Per una volta speriamo di sbagliarci, ma le prospettive non sono rosee: l’ultimo report dell’UNFCCC sugli impegni presi dai singoli Stati per il clima (è del 25 ottobre) stima che applicandoli tutti insieme, nel 2030 le emissioni di gas serra cresceranno del 16% rispetto al 2010. Capito? Anche facendo tutto quello che i Paesi hanno promesso di fare sinora, la situazione peggiorerebbe comunque, con un aumento della temperatura media globale di 2.7 gradi entro fine secolo. Per stare davvero sotto quel fatidico +1.5, le emissioni dovrebbero scendere del 45%. Ed è a questo obiettivo che dovrebbero puntare i negoziatori presenti a Glasgow.
🔥 Basta BLA BLA BLA #ClimateAction https://t.co/OGrKh0SG70
— Fridays For Future Italia (@fffitalia) September 30, 2021
Quelle espresse sin qui sono le ragioni per cui quella che è forse la più nota esponente della lotta al riscaldamento globale, cioè la giovane attivista Greta Thunberg, non solo ha raccontato che “non sono stata invitata ufficialmente” ma si è schierata apertamente contro i partecipanti alla Cop26, con gli ormai celebri riferimenti al “continuo e inutile bla bla bla”, all’abuso di “greenwashing e bella retorica” e all’apparente “abbandono dell’obiettivo degli 1.5 gradi”.
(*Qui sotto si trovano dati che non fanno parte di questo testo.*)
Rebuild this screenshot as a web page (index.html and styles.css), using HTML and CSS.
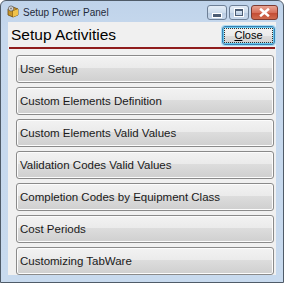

A calmare la 18enne svedese non è evidentemente bastato aver incontrato Draghi o Antonio Guterres, segretario dell’Onu, o essere stata citata da Boris Johnson, primo ministro britannico: è talmente insoddisfatta che ha organizzato uno sciopero del clima per venerdì 5 e una marcia per sabato 6, entrambe a Glasgow nella zona di Kelvingrove Park.